Data extract:

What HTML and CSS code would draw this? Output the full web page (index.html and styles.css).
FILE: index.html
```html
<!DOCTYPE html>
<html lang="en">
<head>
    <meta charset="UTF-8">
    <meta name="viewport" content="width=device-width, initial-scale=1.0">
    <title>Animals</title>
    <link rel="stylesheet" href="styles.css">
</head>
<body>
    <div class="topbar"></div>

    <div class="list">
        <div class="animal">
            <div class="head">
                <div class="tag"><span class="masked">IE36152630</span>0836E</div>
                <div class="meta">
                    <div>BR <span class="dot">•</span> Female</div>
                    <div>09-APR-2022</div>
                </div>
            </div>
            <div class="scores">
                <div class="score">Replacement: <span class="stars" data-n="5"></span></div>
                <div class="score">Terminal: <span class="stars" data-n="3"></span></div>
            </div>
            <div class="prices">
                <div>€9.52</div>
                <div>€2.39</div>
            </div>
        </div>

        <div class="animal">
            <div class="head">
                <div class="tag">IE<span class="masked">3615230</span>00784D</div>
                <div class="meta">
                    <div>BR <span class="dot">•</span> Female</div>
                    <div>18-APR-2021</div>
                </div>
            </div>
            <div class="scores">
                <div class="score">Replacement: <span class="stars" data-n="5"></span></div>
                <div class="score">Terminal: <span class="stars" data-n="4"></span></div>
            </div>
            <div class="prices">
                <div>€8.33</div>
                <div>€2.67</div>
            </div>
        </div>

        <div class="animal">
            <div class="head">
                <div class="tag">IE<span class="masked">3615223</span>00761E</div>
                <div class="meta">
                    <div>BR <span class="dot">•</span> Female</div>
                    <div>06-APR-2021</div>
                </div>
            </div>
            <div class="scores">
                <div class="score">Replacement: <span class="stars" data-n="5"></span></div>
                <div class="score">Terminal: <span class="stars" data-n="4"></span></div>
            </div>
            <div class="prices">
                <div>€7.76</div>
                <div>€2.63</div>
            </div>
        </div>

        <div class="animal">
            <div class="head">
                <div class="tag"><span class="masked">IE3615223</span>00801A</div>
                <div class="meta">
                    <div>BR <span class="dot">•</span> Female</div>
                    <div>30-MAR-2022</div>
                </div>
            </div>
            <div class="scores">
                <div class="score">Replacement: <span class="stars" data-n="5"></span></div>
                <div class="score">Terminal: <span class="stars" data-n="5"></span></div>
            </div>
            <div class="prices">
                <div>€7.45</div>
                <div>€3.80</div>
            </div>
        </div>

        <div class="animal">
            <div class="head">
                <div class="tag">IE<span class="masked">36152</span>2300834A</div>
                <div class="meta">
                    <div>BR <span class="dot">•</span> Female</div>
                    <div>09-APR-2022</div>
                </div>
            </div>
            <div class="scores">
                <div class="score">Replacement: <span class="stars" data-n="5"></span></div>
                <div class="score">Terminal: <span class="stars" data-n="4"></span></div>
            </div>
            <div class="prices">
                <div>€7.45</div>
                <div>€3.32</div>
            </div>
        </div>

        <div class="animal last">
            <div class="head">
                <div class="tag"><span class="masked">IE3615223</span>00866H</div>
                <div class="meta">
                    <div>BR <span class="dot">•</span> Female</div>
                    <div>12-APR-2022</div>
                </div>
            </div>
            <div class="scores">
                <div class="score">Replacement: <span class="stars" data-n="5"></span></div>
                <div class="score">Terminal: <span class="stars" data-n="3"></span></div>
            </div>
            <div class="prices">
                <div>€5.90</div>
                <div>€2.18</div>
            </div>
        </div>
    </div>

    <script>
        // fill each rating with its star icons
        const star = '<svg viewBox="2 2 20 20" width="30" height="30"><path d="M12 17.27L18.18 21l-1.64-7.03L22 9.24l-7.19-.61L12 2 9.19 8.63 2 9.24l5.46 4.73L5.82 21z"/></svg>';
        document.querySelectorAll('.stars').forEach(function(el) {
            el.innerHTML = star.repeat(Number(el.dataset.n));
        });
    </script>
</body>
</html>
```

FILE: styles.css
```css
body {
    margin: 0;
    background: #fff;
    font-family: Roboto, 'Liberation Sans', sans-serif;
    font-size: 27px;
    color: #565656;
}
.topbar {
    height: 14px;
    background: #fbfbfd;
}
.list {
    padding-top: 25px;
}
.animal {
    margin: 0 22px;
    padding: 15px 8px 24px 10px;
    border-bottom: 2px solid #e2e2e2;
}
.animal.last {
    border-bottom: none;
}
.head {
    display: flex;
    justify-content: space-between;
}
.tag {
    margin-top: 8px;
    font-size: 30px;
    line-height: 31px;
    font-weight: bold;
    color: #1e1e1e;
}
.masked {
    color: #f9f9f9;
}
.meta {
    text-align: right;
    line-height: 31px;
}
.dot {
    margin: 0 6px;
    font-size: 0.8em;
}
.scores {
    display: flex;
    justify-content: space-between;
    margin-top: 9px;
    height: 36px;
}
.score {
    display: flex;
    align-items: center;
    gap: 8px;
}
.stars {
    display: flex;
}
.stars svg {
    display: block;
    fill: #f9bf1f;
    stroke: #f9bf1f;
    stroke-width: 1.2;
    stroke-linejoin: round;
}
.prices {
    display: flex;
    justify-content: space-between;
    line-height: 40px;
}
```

Brief: Reproduce all of the data exactly as given.

Solved exercise:
What HTML and CSS code would draw this? Output the full web page (index.html and styles.css).
FILE: index.html
```html
<!DOCTYPE html>
<html lang="en">
<head>
    <meta charset="UTF-8">
    <meta name="viewport" content="width=device-width, initial-scale=1.0">
    <title>Animals</title>
    <link rel="stylesheet" href="styles.css">
</head>
<body>
    <div class="topbar"></div>

    <div class="list">
        <div class="animal">
            <div class="head">
                <div class="tag"><span class="masked">IE36152630</span>0836E</div>
                <div class="meta">
                    <div>BR <span class="dot">•</span> Female</div>
                    <div>09-APR-2022</div>
                </div>
            </div>
            <div class="scores">
                <div class="score">Replacement: <span class="stars" data-n="5"></span></div>
                <div class="score">Terminal: <span class="stars" data-n="3"></span></div>
            </div>
            <div class="prices">
                <div>€9.52</div>
                <div>€2.39</div>
            </div>
        </div>

        <div class="animal">
            <div class="head">
                <div class="tag">IE<span class="masked">3615230</span>00784D</div>
                <div class="meta">
                    <div>BR <span class="dot">•</span> Female</div>
                    <div>18-APR-2021</div>
                </div>
            </div>
            <div class="scores">
                <div class="score">Replacement: <span class="stars" data-n="5"></span></div>
                <div class="score">Terminal: <span class="stars" data-n="4"></span></div>
            </div>
            <div class="prices">
                <div>€8.33</div>
                <div>€2.67</div>
            </div>
        </div>

        <div class="animal">
            <div class="head">
                <div class="tag">IE<span class="masked">3615223</span>00761E</div>
                <div class="meta">
                    <div>BR <span class="dot">•</span> Female</div>
                    <div>06-APR-2021</div>
                </div>
            </div>
            <div class="scores">
                <div class="score">Replacement: <span class="stars" data-n="5"></span></div>
                <div class="score">Terminal: <span class="stars" data-n="4"></span></div>
            </div>
            <div class="prices">
                <div>€7.76</div>
                <div>€2.63</div>
            </div>
        </div>

        <div class="animal">
            <div class="head">
                <div class="tag"><span class="masked">IE3615223</span>00801A</div>
                <div class="meta">
                    <div>BR <span class="dot">•</span> Female</div>
                    <div>30-MAR-2022</div>
                </div>
            </div>
            <div class="scores">
                <div class="score">Replacement: <span class="stars" data-n="5"></span></div>
                <div class="score">Terminal: <span class="stars" data-n="5"></span></div>
            </div>
            <div class="prices">
                <div>€7.45</div>
                <div>€3.80</div>
            </div>
        </div>

        <div class="animal">
            <div class="head">
                <div class="tag">IE<span class="masked">36152</span>2300834A</div>
                <div class="meta">
                    <div>BR <span class="dot">•</span> Female</div>
                    <div>09-APR-2022</div>
                </div>
            </div>
            <div class="scores">
                <div class="score">Replacement: <span class="stars" data-n="5"></span></div>
                <div class="score">Terminal: <span class="stars" data-n="4"></span></div>
            </div>
            <div class="prices">
                <div>€7.45</div>
                <div>€3.32</div>
            </div>
        </div>

        <div class="animal last">
            <div class="head">
                <div class="tag"><span class="masked">IE3615223</span>00866H</div>
                <div class="meta">
                    <div>BR <span class="dot">•</span> Female</div>
                    <div>12-APR-2022</div>
                </div>
            </div>
            <div class="scores">
                <div class="score">Replacement: <span class="stars" data-n="5"></span></div>
                <div class="score">Terminal: <span class="stars" data-n="3"></span></div>
            </div>
            <div class="prices">
                <div>€5.90</div>
                <div>€2.18</div>
            </div>
        </div>
    </div>

    <script>
        // fill each rating with its star icons
        const star = '<svg viewBox="2 2 20 20" width="30" height="30"><path d="M12 17.27L18.18 21l-1.64-7.03L22 9.24l-7.19-.61L12 2 9.19 8.63 2 9.24l5.46 4.73L5.82 21z"/></svg>';
        document.querySelectorAll('.stars').forEach(function(el) {
            el.innerHTML = star.repeat(Number(el.dataset.n));
        });
    </script>
</body>
</html>
```

FILE: styles.css
```css
body {
    margin: 0;
    background: #fff;
    font-family: Roboto, 'Liberation Sans', sans-serif;
    font-size: 27px;
    color: #565656;
}
.topbar {
    height: 14px;
    background: #fbfbfd;
}
.list {
    padding-top: 25px;
}
.animal {
    margin: 0 22px;
    padding: 15px 8px 24px 10px;
    border-bottom: 2px solid #e2e2e2;
}
.animal.last {
    border-bottom: none;
}
.head {
    display: flex;
    justify-content: space-between;
}
.tag {
    margin-top: 8px;
    font-size: 30px;
    line-height: 31px;
    font-weight: bold;
    color: #1e1e1e;
}
.masked {
    color: #f9f9f9;
}
.meta {
    text-align: right;
    line-height: 31px;
}
.dot {
    margin: 0 6px;
    font-size: 0.8em;
}
.scores {
    display: flex;
    justify-content: space-between;
    margin-top: 9px;
    height: 36px;
}
.score {
    display: flex;
    align-items: center;
    gap: 8px;
}
.stars {
    display: flex;
}
.stars svg {
    display: block;
    fill: #f9bf1f;
    stroke: #f9bf1f;
    stroke-width: 1.2;
    stroke-linejoin: round;
}
.prices {
    display: flex;
    justify-content: space-between;
    line-height: 40px;
}
```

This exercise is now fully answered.